For students, the end goal of the course isn’t to pass an exam, it’s to have learned how to create a viable business or social enterprise from scratch.
The objective isn’t to pass a test, it’s to grow yourself and get your ideas on the table and build yourself,” says Hussain.
A Future Model For Education
Since launching a few years ago, the Idea Centre has gained traction with students across the province.
“The word is spreading. This is the first year that I haven’t gone out to guidance offices and sat down with kids and explained it to them,” says Van Beek. “We’re full of students who have heard about it and wanted to take it and applied for it, the schools recommended them and here they are.”
Looking ahead to the program’s future, Van Beek says the school system is looking at different ways to get students aware of entrepreneurship before senior year.
“They’re excited to get me to go out and visit middle schools and grade 9 classrooms and spread the word that these kinds of opportunities exist and do workshops virtually or in-person to support that,” he says. “Also, schools that are doing markets to try and encourage them to consider doing idea markets instead of merely traditional things.”
Van Beek says the Department of Education is also exploring apply the Idea Centre’s model to other industries and fields, like healthcare and energy.
“The department is also looking at the ‘centres of excellence’ and opportunities to grow the model and other industries,” he says. “I think there is a really good partnership between our district and the department for that.”
The Idea Centre may not be the right course for all students.
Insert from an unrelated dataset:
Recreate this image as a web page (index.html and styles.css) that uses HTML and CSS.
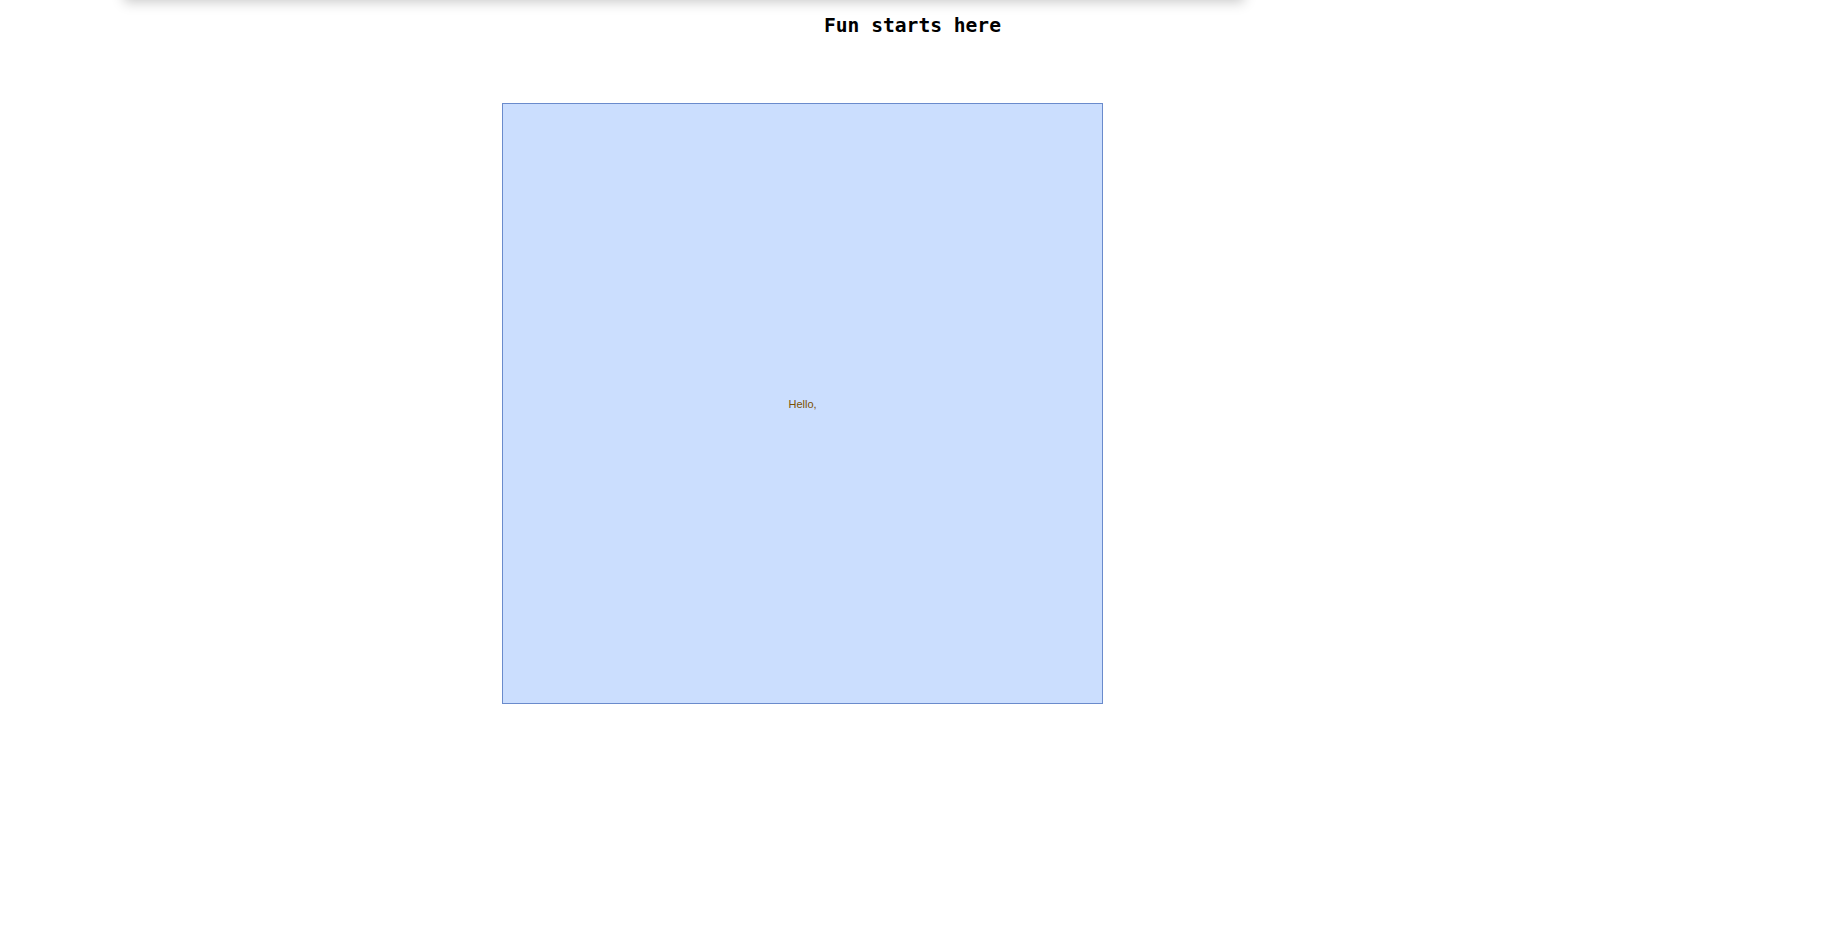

Not everyone wants to be an entrepreneur, after all. But for those who do or those who simply want to learn those skills, it could be the perfect course for them, and Van Beek says there are still many students they’ve yet to reach.
“We just want to ensure that students are aware of these opportunities. It’s not for everybody,” he says. “Not everybody is ready to take a big risk and get out of their comfort zone, but we know there are tonnes of kids that would love it. Kids all over New Brunswick have this opportunity and they don’t know it.”